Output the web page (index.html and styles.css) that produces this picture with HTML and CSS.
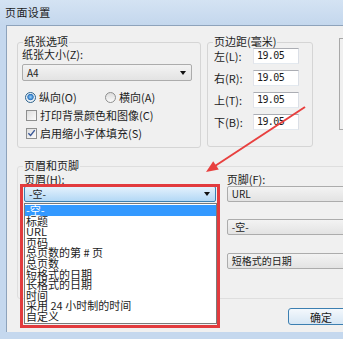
FILE: index.html
```html
<!DOCTYPE html>
<html lang="zh-CN">
<head>
    <meta charset="UTF-8">
    <title>页面设置</title>
    <link rel="stylesheet" href="styles.css">
</head>
<body>
<div class="window">
    <div class="titlebar">页面设置</div>

    <div class="dialog">
        <div class="top">
            <div class="group paper">
                <div class="group-title">纸张选项</div>
                <div class="field-label">纸张大小(Z):</div>
                <div class="combo paper-size"><span>A4</span><i class="caret"></i></div>
                <div class="radio-row">
                    <div class="option"><span class="radio on"></span>纵向(O)</div>
                    <div class="option"><span class="radio"></span>横向(A)</div>
                </div>
                <div class="check-row"><span class="check"></span>打印背景颜色和图像(C)</div>
                <div class="check-row">
                    <span class="check">
                        <svg width="10" height="10" viewBox="0 0 10 10"><path d="M1.5 5.2 L4 7.8 L8.6 1.8" fill="none" stroke="#3b5998" stroke-width="1.6"/></svg>
                    </span>启用缩小字体填充(S)
                </div>
            </div>

            <div class="group margins">
                <div class="group-title">页边距(毫米)</div>
                <div class="margin-row"><span class="margin-label">左(L):</span><span class="num">19.05</span></div>
                <div class="margin-row"><span class="margin-label">右(R):</span><span class="num">19.05</span></div>
                <div class="margin-row"><span class="margin-label">上(T):</span><span class="num">19.05</span></div>
                <div class="margin-row"><span class="margin-label">下(B):</span><span class="num">19.05</span></div>
            </div>

            <div class="group preview"></div>
        </div>

        <div class="group hf">
            <div class="group-title">页眉和页脚</div>
            <div class="hf-cols">
                <div class="hf-col left">
                    <div class="field-label">页眉(H):</div>
                    <div class="combo focused"><span>-空-</span><i class="caret"></i></div>
                    <div class="combo second"><span>-空-</span><i class="caret"></i></div>
                    <div class="combo third"><span>页码</span><i class="caret"></i></div>
                </div>
                <div class="hf-col right">
                    <div class="field-label">页脚(F):</div>
                    <div class="combo"><span>URL</span><i class="caret"></i></div>
                    <div class="combo second"><span>-空-</span><i class="caret"></i></div>
                    <div class="combo third"><span>短格式的日期</span><i class="caret"></i></div>
                </div>
            </div>
        </div>

        <div class="button-row"><button class="btn">确定</button></div>

        <ul class="dropdown">
            <li class="active">-空-</li>
            <li>标题</li>
            <li>URL</li>
            <li>页码</li>
            <li>总页数的第 # 页</li>
            <li>总页数</li>
            <li>短格式的日期</li>
            <li>长格式的日期</li>
            <li>时间</li>
            <li>采用 24 小时制的时间</li>
            <li>自定义</li>
        </ul>
        <div class="mark"></div>
    </div>

    <!-- annotation arrow -->
    <svg class="arrow" width="350" height="339" viewBox="0 0 350 339">
        <line x1="305" y1="107" x2="215" y2="166" stroke="#e8403f" stroke-width="2"/>
        <polygon points="206,172 218.8,169.6 213.2,161.2" fill="#e8403f"/>
    </svg>
</div>
</body>
</html>
```

FILE: styles.css
```css
body {
    margin: 0;
    background: #fff;
    font-family: "Noto Sans CJK SC", "Liberation Sans", sans-serif;
    font-size: 11px;
    color: #1c1c1c;
}
.window {
    position: relative;
    width: 343px;
    height: 339px;
    background: #c5d8ee;
    overflow: hidden;
}
.titlebar {
    height: 25px;
    padding-left: 5px;
    line-height: 24px;
    letter-spacing: 0.4px;
    background: linear-gradient(#d4e3f3, #c4d7ed);
}
.dialog {
    position: relative;
    margin-left: 6px;
    width: 337px;
    height: 307px;
    box-sizing: border-box;
    padding: 16px 0 0 10px;
    border-left: 1px solid #8ea3bb;
    border-top: 1px solid #8ea3bb;
    background: #f0f0f0;
    overflow: hidden;
}
.top {
    display: flex;
    align-items: flex-start;
}
.group {
    box-sizing: border-box;
    border: 1px solid #d5d5d5;
    border-radius: 3px;
    flex-shrink: 0;
}
.group-title {
    width: max-content;
    margin: -8px 0 0 5px;
    padding: 0 1px;
    line-height: 13px;
    background: #f0f0f0;
}
.field-label {
    margin-left: 4px;
    line-height: 13px;
}
.paper {
    width: 184px;
    height: 106px;
}
.combo {
    display: flex;
    align-items: center;
    justify-content: space-between;
    box-sizing: border-box;
    height: 16px;
    padding: 0 5px 0 4px;
    border: 1px solid #acacac;
    border-radius: 2px;
    background: linear-gradient(#f3f3f3, #e3e3e3);
    font-size: 10px;
    line-height: 14px;
    white-space: nowrap;
}
.caret {
    width: 0;
    height: 0;
    border-left: 3.5px solid transparent;
    border-right: 3.5px solid transparent;
    border-top: 4px solid #111;
}
.paper-size {
    margin: 3px 0 0 4px;
    width: 170px;
    height: 17px;
}
.radio-row {
    display: flex;
    height: 14px;
    margin: 9px 0 0 7px;
}
.option {
    display: flex;
    align-items: center;
    width: 80px;
}
.radio {
    width: 11px;
    height: 11px;
    box-sizing: border-box;
    margin-right: 3px;
    border: 1px solid #8e8f8f;
    border-radius: 50%;
    background: linear-gradient(#dcdcdc, #fafafa);
}
.radio.on {
    border-color: #2c628b;
    background: radial-gradient(circle at 50% 45%, #9ad6ff 0, #2a74c0 2.8px, #eef2f6 3.6px);
}
.check-row {
    display: flex;
    align-items: center;
    height: 14px;
    margin: 4px 0 0 8px;
}
.check {
    display: flex;
    align-items: center;
    justify-content: center;
    width: 11px;
    height: 11px;
    box-sizing: border-box;
    margin-right: 3px;
    border: 1px solid #8e8f8f;
    background: linear-gradient(135deg, #dedede, #fbfbfb);
}
.margins {
    margin-left: 6px;
    width: 106px;
    height: 105px;
}
.margin-row {
    display: flex;
    align-items: center;
    height: 16px;
    margin: 6px 0 0 6px;
}
.group-title + .margin-row {
    margin-top: 0;
}
.margin-label {
    width: 39px;
}
.num {
    width: 46px;
    height: 16px;
    box-sizing: border-box;
    padding-left: 3px;
    border: 1px solid;
    border-color: #abadb3 #dbdfe6 #e3e9ef #e2e3ea;
    background: #fff;
    font-family: "DejaVu Sans Mono", monospace;
    font-size: 10px;
    letter-spacing: -0.6px;
    line-height: 14px;
}
.preview {
    margin: -4px 0 0 26px;
    width: 40px;
    height: 92px;
    border-color: #a8a8a8;
    border-radius: 0;
}
.hf {
    margin-top: 18px;
    width: 340px;
    height: 133px;
    border-color: #dedede;
}
.hf-cols {
    display: flex;
    gap: 11px;
    margin: 1px 0 0 6px;
}
.hf-col.left {
    width: 193px;
}
.hf-col.left .field-label,
.hf-col.right .field-label {
    margin-left: 0;
}
.hf-col.right {
    width: 130px;
}
.combo.second {
    margin-top: 17px;
}
.combo.third {
    margin-top: 18px;
}
.combo.focused {
    border-color: #3c7fb1;
    background: linear-gradient(#e4f1fc, #b3d8f5);
}
.button-row {
    padding: 9px 0 0 271px;
}
.btn {
    width: 62px;
    height: 17px;
    padding: 0 0 0 4px;
    border: 1px solid #3c7fb1;
    border-radius: 3px;
    background: linear-gradient(#f4f8fc, #d6e6f4);
    font-family: inherit;
    font-size: 11px;
    line-height: 14px;
    color: #1c1c1c;
    text-align: center;
}
.dropdown {
    position: absolute;
    left: 17px;
    top: 177px;
    width: 193px;
    height: 121px;
    box-sizing: border-box;
    margin: 0;
    padding: 1px 0 0;
    list-style: none;
    border: 1px solid #7a7a7a;
    background: #fff;
}
.dropdown li {
    padding-left: 1px;
    line-height: 10.6px;
    height: 10.6px;
    white-space: nowrap;
}
.dropdown li.active {
    background: #3399ff;
    color: #fff;
}
.mark {
    position: absolute;
    left: 13px;
    top: 158px;
    width: 200px;
    height: 144px;
    box-sizing: border-box;
    border: 3px solid #e23b3e;
}
.arrow {
    position: absolute;
    left: 0;
    top: 0;
    pointer-events: none;
}
```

# # # #

Identify every line above with the string "index" in it. Copy those lines.

Output the web page (index.html and styles.css) that produces this picture with HTML and CSS.
FILE: index.html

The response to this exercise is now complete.